Following the NDNP guidelines, the $274,034 grant will allow Connecticut to add 100,000 pages, digitized from microfilm of newspapers published in the state between 1836 and 1922. An advisory committee consisting of an historian, journalist, educator, librarian, and archivist will select the newspapers to be scanned.

“This is a great honor for Connecticut – a state where newspapers have always been important,” said State Librarian Kendall Wiggin.  Wiggin noted that while Connecticut boasts the nation’s oldest continuously published newspaper, the Courant, by 1875, there were 78 newspapers being published in the state, including 17 dailies and 51 weeklies.

This project builds upon the earlier Connecticut Newspaper Project (1991-2002) which inventoried the state’s newspaper repositories, cataloged the newspapers and preserved over 1,000,000 pages of 437 newspapers on microfilm.

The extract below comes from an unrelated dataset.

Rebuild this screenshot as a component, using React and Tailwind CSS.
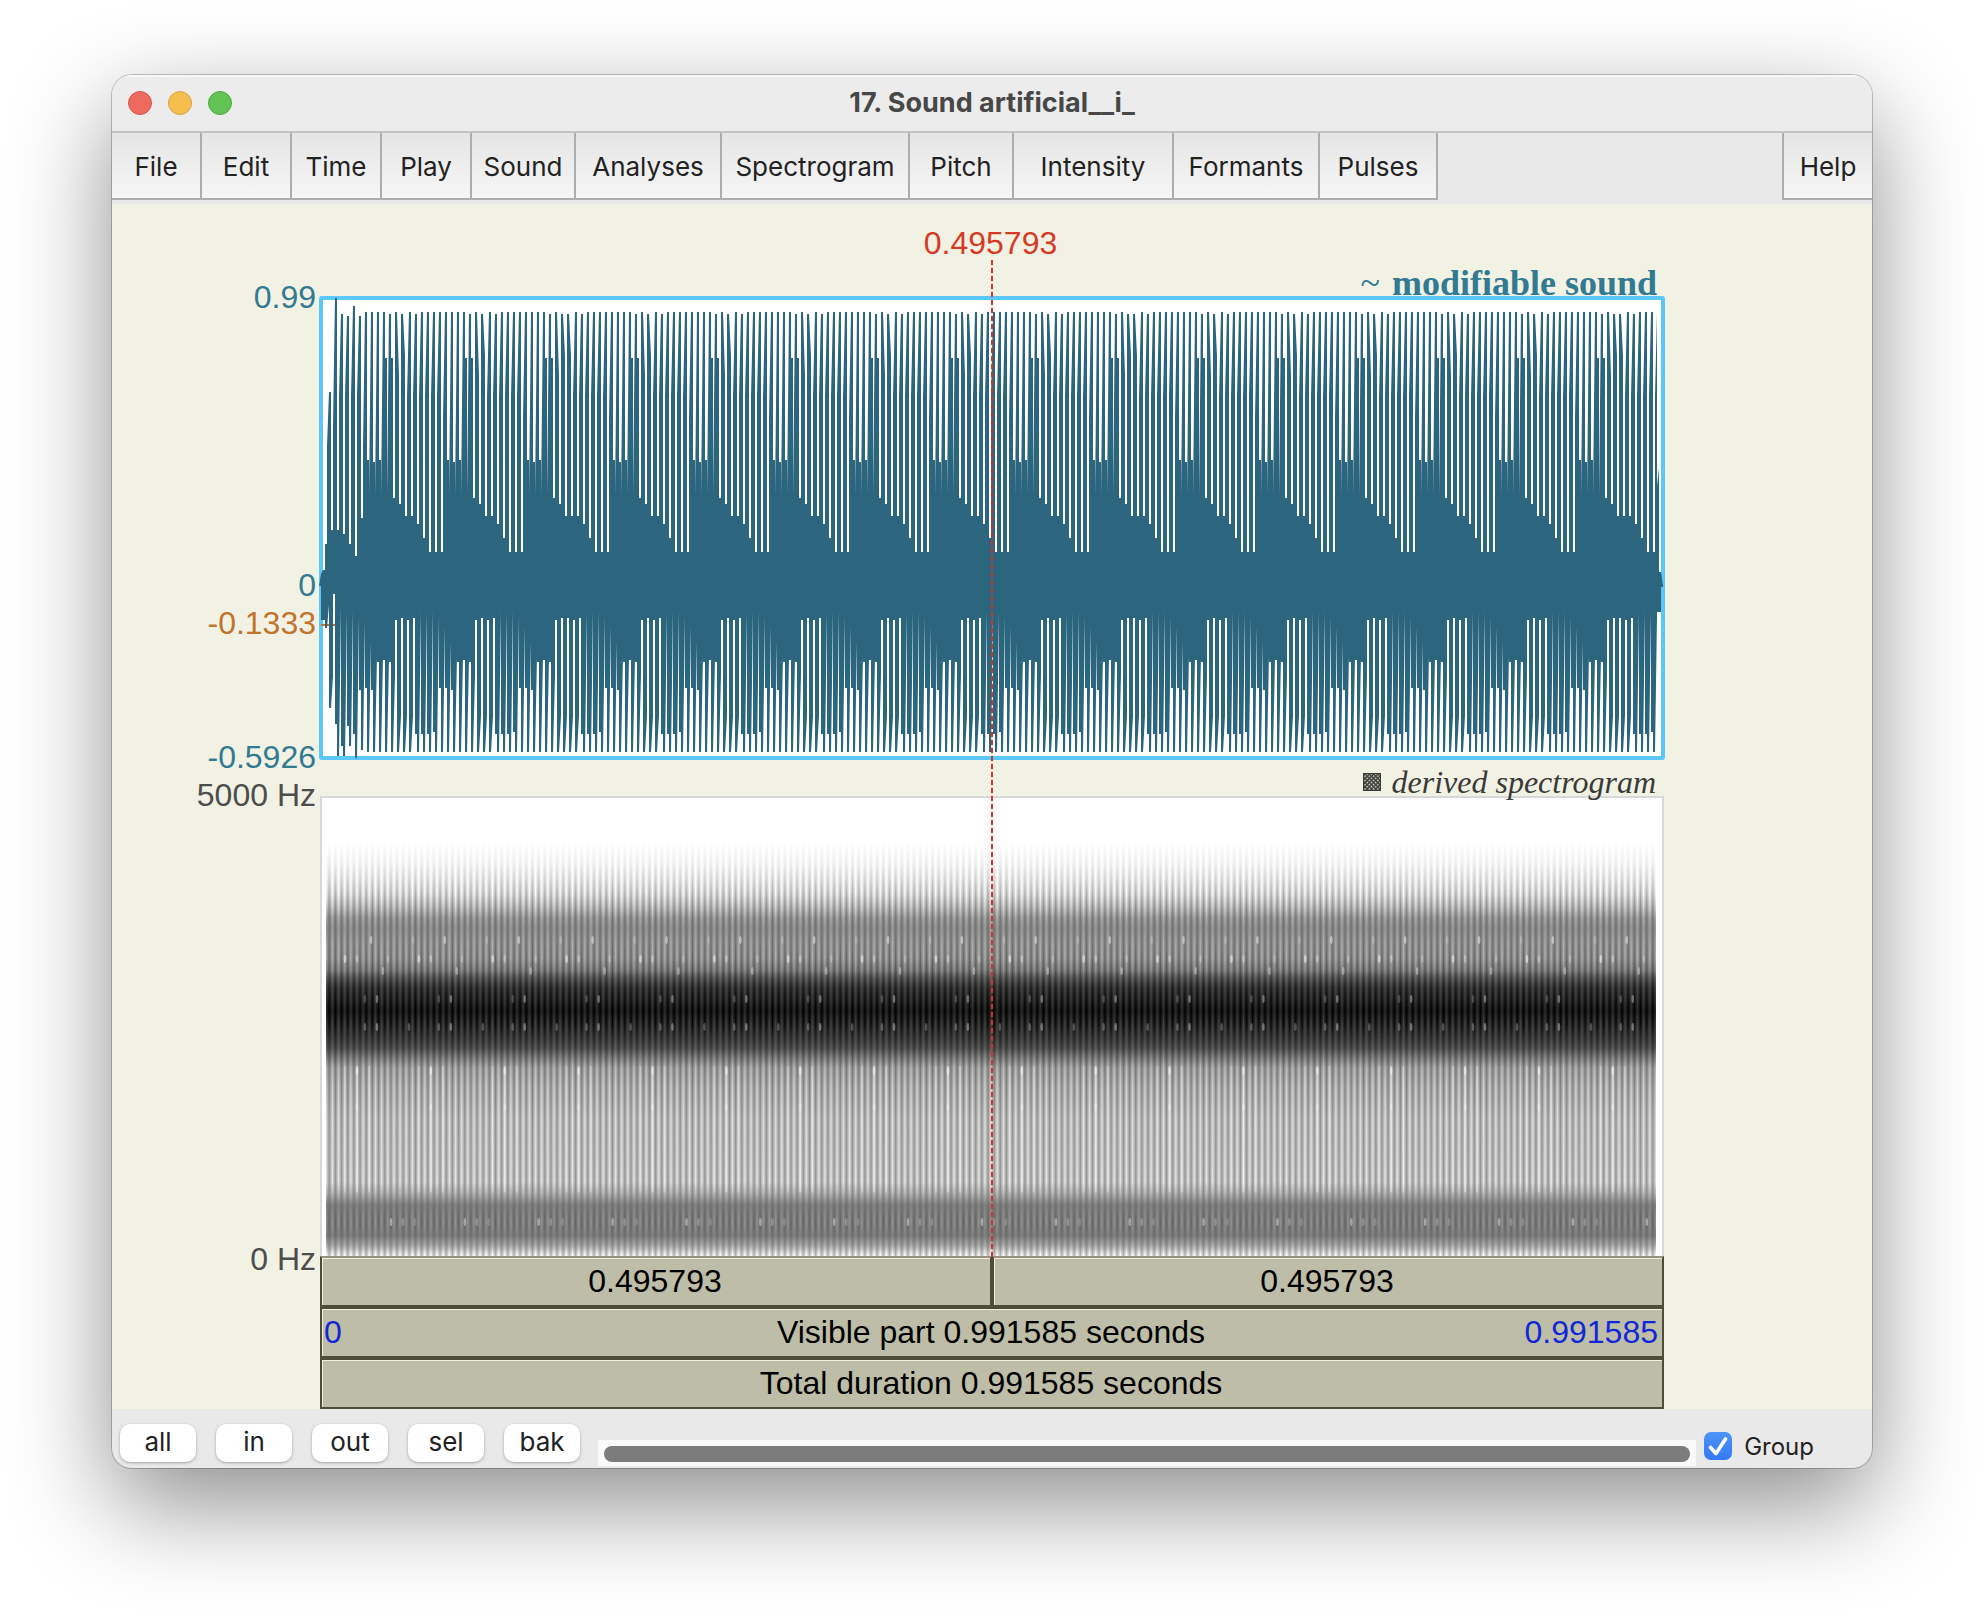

The State Library has already worked with digitizing newspapers through its Newspapers of Connecticut project.  This has short runs of 86 titles from 1821-1929, for a total of 3,243 issues from 31 towns.

John N. Barry, Chair of the State Library Board noted that “This grant will allow the State Library to continue its work in providing easier access to the significant issues and events of our history.  Connecticut’s newspapers are irreplaceable sources of obtaining knowledge, and this digitization grant will continue the modernization of preserving Connecticut’s rich history.”